Problem details >> Return the listing below in full, with every line exactly as it is.
:::::
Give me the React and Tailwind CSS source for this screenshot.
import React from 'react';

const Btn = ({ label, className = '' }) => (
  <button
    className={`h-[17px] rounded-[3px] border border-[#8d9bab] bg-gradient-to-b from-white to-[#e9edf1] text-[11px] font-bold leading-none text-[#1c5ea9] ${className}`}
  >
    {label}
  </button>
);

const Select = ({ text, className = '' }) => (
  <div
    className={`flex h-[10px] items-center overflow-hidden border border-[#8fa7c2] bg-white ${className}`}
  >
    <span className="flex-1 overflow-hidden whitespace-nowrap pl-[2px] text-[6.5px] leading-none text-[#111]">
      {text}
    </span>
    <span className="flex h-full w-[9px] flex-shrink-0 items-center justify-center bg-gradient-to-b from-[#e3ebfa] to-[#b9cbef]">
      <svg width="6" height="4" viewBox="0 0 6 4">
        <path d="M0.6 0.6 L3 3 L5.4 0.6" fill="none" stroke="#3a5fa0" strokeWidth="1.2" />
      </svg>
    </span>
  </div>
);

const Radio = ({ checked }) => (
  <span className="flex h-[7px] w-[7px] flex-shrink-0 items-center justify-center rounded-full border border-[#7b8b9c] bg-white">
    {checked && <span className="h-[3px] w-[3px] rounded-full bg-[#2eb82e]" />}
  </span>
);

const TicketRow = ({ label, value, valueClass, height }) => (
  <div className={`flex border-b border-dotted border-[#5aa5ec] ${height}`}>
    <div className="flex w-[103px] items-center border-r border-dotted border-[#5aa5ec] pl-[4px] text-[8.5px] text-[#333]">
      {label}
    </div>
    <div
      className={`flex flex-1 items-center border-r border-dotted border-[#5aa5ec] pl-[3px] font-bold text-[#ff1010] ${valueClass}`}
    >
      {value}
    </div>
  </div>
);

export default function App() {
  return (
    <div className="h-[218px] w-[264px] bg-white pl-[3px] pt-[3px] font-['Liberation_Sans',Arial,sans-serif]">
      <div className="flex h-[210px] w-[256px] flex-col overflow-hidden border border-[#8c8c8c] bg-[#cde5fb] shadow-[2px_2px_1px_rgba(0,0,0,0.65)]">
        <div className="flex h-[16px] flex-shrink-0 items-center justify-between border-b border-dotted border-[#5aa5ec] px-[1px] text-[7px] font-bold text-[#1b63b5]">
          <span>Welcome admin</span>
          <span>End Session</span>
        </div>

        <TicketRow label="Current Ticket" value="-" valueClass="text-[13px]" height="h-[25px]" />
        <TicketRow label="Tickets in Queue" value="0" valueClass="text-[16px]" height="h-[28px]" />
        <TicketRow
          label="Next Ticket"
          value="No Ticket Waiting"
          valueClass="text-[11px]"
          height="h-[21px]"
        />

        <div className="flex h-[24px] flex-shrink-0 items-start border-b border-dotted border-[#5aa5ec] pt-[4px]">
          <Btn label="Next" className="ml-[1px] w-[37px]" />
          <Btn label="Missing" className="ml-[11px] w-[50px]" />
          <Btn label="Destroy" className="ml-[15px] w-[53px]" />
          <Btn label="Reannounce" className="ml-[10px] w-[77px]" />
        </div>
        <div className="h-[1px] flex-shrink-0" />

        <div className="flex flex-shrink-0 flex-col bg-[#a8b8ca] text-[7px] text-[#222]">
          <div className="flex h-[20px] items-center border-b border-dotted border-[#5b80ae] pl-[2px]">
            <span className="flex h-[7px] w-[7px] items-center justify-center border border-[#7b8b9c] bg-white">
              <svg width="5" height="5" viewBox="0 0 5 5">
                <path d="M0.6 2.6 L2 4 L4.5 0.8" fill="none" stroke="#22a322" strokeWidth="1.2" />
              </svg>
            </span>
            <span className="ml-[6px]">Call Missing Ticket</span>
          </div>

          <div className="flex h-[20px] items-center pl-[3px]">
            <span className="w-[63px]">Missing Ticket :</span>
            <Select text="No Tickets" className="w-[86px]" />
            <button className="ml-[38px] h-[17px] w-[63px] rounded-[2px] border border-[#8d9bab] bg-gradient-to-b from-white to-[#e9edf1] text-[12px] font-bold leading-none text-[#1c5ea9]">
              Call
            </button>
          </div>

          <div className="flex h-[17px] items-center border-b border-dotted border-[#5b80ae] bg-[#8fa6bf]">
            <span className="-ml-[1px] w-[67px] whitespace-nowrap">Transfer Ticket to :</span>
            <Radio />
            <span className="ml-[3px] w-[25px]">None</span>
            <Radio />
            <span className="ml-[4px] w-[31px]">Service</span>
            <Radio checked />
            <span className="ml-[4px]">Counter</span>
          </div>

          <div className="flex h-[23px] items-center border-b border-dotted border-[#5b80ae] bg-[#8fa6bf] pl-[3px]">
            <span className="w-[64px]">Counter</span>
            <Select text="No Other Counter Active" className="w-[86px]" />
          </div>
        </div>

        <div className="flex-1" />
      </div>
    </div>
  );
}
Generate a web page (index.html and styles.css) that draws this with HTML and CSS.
:::::
Complete output >>
Give me the React and Tailwind CSS source for this screenshot.
import React from 'react';

const Btn = ({ label, className = '' }) => (
  <button
    className={`h-[17px] rounded-[3px] border border-[#8d9bab] bg-gradient-to-b from-white to-[#e9edf1] text-[11px] font-bold leading-none text-[#1c5ea9] ${className}`}
  >
    {label}
  </button>
);

const Select = ({ text, className = '' }) => (
  <div
    className={`flex h-[10px] items-center overflow-hidden border border-[#8fa7c2] bg-white ${className}`}
  >
    <span className="flex-1 overflow-hidden whitespace-nowrap pl-[2px] text-[6.5px] leading-none text-[#111]">
      {text}
    </span>
    <span className="flex h-full w-[9px] flex-shrink-0 items-center justify-center bg-gradient-to-b from-[#e3ebfa] to-[#b9cbef]">
      <svg width="6" height="4" viewBox="0 0 6 4">
        <path d="M0.6 0.6 L3 3 L5.4 0.6" fill="none" stroke="#3a5fa0" strokeWidth="1.2" />
      </svg>
    </span>
  </div>
);

const Radio = ({ checked }) => (
  <span className="flex h-[7px] w-[7px] flex-shrink-0 items-center justify-center rounded-full border border-[#7b8b9c] bg-white">
    {checked && <span className="h-[3px] w-[3px] rounded-full bg-[#2eb82e]" />}
  </span>
);

const TicketRow = ({ label, value, valueClass, height }) => (
  <div className={`flex border-b border-dotted border-[#5aa5ec] ${height}`}>
    <div className="flex w-[103px] items-center border-r border-dotted border-[#5aa5ec] pl-[4px] text-[8.5px] text-[#333]">
      {label}
    </div>
    <div
      className={`flex flex-1 items-center border-r border-dotted border-[#5aa5ec] pl-[3px] font-bold text-[#ff1010] ${valueClass}`}
    >
      {value}
    </div>
  </div>
);

export default function App() {
  return (
    <div className="h-[218px] w-[264px] bg-white pl-[3px] pt-[3px] font-['Liberation_Sans',Arial,sans-serif]">
      <div className="flex h-[210px] w-[256px] flex-col overflow-hidden border border-[#8c8c8c] bg-[#cde5fb] shadow-[2px_2px_1px_rgba(0,0,0,0.65)]">
        <div className="flex h-[16px] flex-shrink-0 items-center justify-between border-b border-dotted border-[#5aa5ec] px-[1px] text-[7px] font-bold text-[#1b63b5]">
          <span>Welcome admin</span>
          <span>End Session</span>
        </div>

        <TicketRow label="Current Ticket" value="-" valueClass="text-[13px]" height="h-[25px]" />
        <TicketRow label="Tickets in Queue" value="0" valueClass="text-[16px]" height="h-[28px]" />
        <TicketRow
          label="Next Ticket"
          value="No Ticket Waiting"
          valueClass="text-[11px]"
          height="h-[21px]"
        />

        <div className="flex h-[24px] flex-shrink-0 items-start border-b border-dotted border-[#5aa5ec] pt-[4px]">
          <Btn label="Next" className="ml-[1px] w-[37px]" />
          <Btn label="Missing" className="ml-[11px] w-[50px]" />
          <Btn label="Destroy" className="ml-[15px] w-[53px]" />
          <Btn label="Reannounce" className="ml-[10px] w-[77px]" />
        </div>
        <div className="h-[1px] flex-shrink-0" />

        <div className="flex flex-shrink-0 flex-col bg-[#a8b8ca] text-[7px] text-[#222]">
          <div className="flex h-[20px] items-center border-b border-dotted border-[#5b80ae] pl-[2px]">
            <span className="flex h-[7px] w-[7px] items-center justify-center border border-[#7b8b9c] bg-white">
              <svg width="5" height="5" viewBox="0 0 5 5">
                <path d="M0.6 2.6 L2 4 L4.5 0.8" fill="none" stroke="#22a322" strokeWidth="1.2" />
              </svg>
            </span>
            <span className="ml-[6px]">Call Missing Ticket</span>
          </div>

          <div className="flex h-[20px] items-center pl-[3px]">
            <span className="w-[63px]">Missing Ticket :</span>
            <Select text="No Tickets" className="w-[86px]" />
            <button className="ml-[38px] h-[17px] w-[63px] rounded-[2px] border border-[#8d9bab] bg-gradient-to-b from-white to-[#e9edf1] text-[12px] font-bold leading-none text-[#1c5ea9]">
              Call
            </button>
          </div>

          <div className="flex h-[17px] items-center border-b border-dotted border-[#5b80ae] bg-[#8fa6bf]">
            <span className="-ml-[1px] w-[67px] whitespace-nowrap">Transfer Ticket to :</span>
            <Radio />
            <span className="ml-[3px] w-[25px]">None</span>
            <Radio />
            <span className="ml-[4px] w-[31px]">Service</span>
            <Radio checked />
            <span className="ml-[4px]">Counter</span>
          </div>

          <div className="flex h-[23px] items-center border-b border-dotted border-[#5b80ae] bg-[#8fa6bf] pl-[3px]">
            <span className="w-[64px]">Counter</span>
            <Select text="No Other Counter Active" className="w-[86px]" />
          </div>
        </div>

        <div className="flex-1" />
      </div>
    </div>
  );
}
Generate a web page (index.html and styles.css) that draws this with HTML and CSS.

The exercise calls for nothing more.